A further factor is the metaphysical fallout of modern science - or, rather, of the materialism so many scientists promote. If life is no more than a coincidence within an accidental universe, it can have no more meaning than a passing shape in the clouds. At once, a gulf opens up between what I feel about myself (that I matter, that I may indeed be all that matters) and what I am told is the objective truth.

This disjunction is even more extreme if we listen to people such as Richard Dawkins, who maintain that consciousness itself is an illusion. This creates such a chasm between the exterior world and my interior reality that it becomes a moot point whether, when I die, it is I that will cease to exist or the cosmos.

These various factors can both deflate and inflate the value of human life. The prospect of my death horrifies me if I perceive it as the end of everything. If I choose then to enter imaginatively into someone else's world, the thought of their death, too, may appal me. But as for the rest of humankind, who figure as no more than a blur in the background of my story - if they appear on screen at all - their fate means little or nothing.

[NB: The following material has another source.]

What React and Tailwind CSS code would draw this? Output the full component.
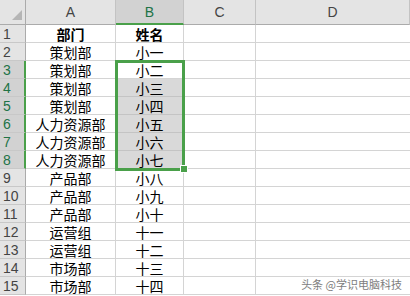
import React from "react";

const rows = [
  ["部门", "姓名"],
  ["策划部", "小一"],
  ["策划部", "小二"],
  ["策划部", "小三"],
  ["策划部", "小四"],
  ["人力资源部", "小五"],
  ["人力资源部", "小六"],
  ["人力资源部", "小七"],
  ["产品部", "小八"],
  ["产品部", "小九"],
  ["产品部", "小十"],
  ["运营组", "十一"],
  ["运营组", "十二"],
  ["市场部", "十三"],
  ["市场部", "十四"],
];

const cjk = { fontFamily: '"Noto Sans CJK SC", "Liberation Sans", sans-serif' };
const latin = { fontFamily: '"Liberation Sans", Arial, sans-serif' };

function ColHeader({ label, active }) {
  return (
    <div
      className={
        "h-[25px] flex items-center justify-center text-[14px] leading-[18px] border-r border-[#c3c3c3] " +
        (active
          ? "bg-[#d2d2d2] text-[#217346] border-b-2 border-b-[#4aa04a]"
          : "bg-[#e4e4e4] text-[#444] border-b border-b-[#ababab]")
      }
      style={latin}
    >
      {label}
    </div>
  );
}

export default function App() {
  return (
    <div className="relative w-[410px] h-[296px] overflow-hidden bg-white">
      <div className="grid grid-cols-[26px_90px_68px_72px_1fr]">
        {/* corner */}
        <div className="relative h-[25px] bg-[#e4e4e4] border-r border-b border-[#ababab]">
          <svg className="absolute right-[3px] bottom-[4px]" width="10" height="10" viewBox="0 0 10 10">
            <polygon points="10,0 10,10 0,10" fill="#b5b5b5" />
          </svg>
        </div>
        <ColHeader label="A" />
        <ColHeader label="B" active />
        <ColHeader label="C" />
        <ColHeader label="D" />

        {rows.map(([dept, name], i) => {
          const n = i + 1;
          const sel = n >= 3 && n <= 8;
          const shaded = n >= 4 && n <= 8;
          const bold = n === 1;
          return (
            <React.Fragment key={n}>
              <div
                className={
                  "h-[18px] flex items-center pl-[3px] text-[14px] leading-[16px] border-b border-[#c8c8c8] " +
                  (sel
                    ? "bg-[#d2d2d2] text-[#217346] border-r-2 border-r-[#4aa04a]"
                    : "bg-[#e4e4e4] text-[#444] border-r border-r-[#ababab]")
                }
                style={latin}
              >
                {n}
              </div>
              <div
                className={
                  "h-[18px] flex items-center justify-center text-[14px] leading-[16px] text-black border-r border-b border-[#d4d4d4] " +
                  (bold ? "font-bold" : "")
                }
                style={cjk}
              >
                {dept}
              </div>
              <div
                className={
                  "h-[18px] flex items-center justify-center text-[14px] leading-[16px] text-black border-r border-b " +
                  (shaded ? "bg-[#d9d9d9] border-[#c4c4c4] " : "border-[#d4d4d4] ") +
                  (bold ? "font-bold" : "")
                }
                style={cjk}
              >
                {name}
              </div>
              <div className="h-[18px] border-r border-b border-[#d4d4d4]" />
              <div className="h-[18px] border-b border-[#d4d4d4]" />
            </React.Fragment>
          );
        })}
      </div>

      {/* selection outline with fill handle */}
      <div className="absolute left-[115px] top-[60px] w-[70px] h-[111px] border-[3px] border-[#4aa04a] pointer-events-none" />
      <div className="absolute left-[180px] top-[165px] w-[8px] h-[8px] bg-[#4aa04a] border border-white" />

      {/* watermark */}
      <div
        className="absolute right-[8px] bottom-[5px] text-[11px] leading-[13px] text-[#7d7d7d]"
        style={{ ...cjk, textShadow: "0 0 2px #fff, 0 0 2px #fff" }}
      >
        头条 @学识电脑科技
      </div>
    </div>
  );
}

Of course, most of us are inconsistent in our beliefs and perceptions, and inhabit a strange country between theism, humanism and individualism. Our response to human suffering is a confusion of these world views: we may pray for the dying but talk as if death is final - and then find it hard to differentiate between real people and imaginary ones. At times, we may feel stirred to demand an end to other people's distress - and yet if their pain becomes too much, we can just change channels and make it go away. Ostensibly, as Western culture becomes the global norm, its lofty ideals of democracy and universal rights will raise the value of human life world-wide. Yet what if it is only a belief in a Creator that keeps that value high and relatively stable? How long until the bubble bursts?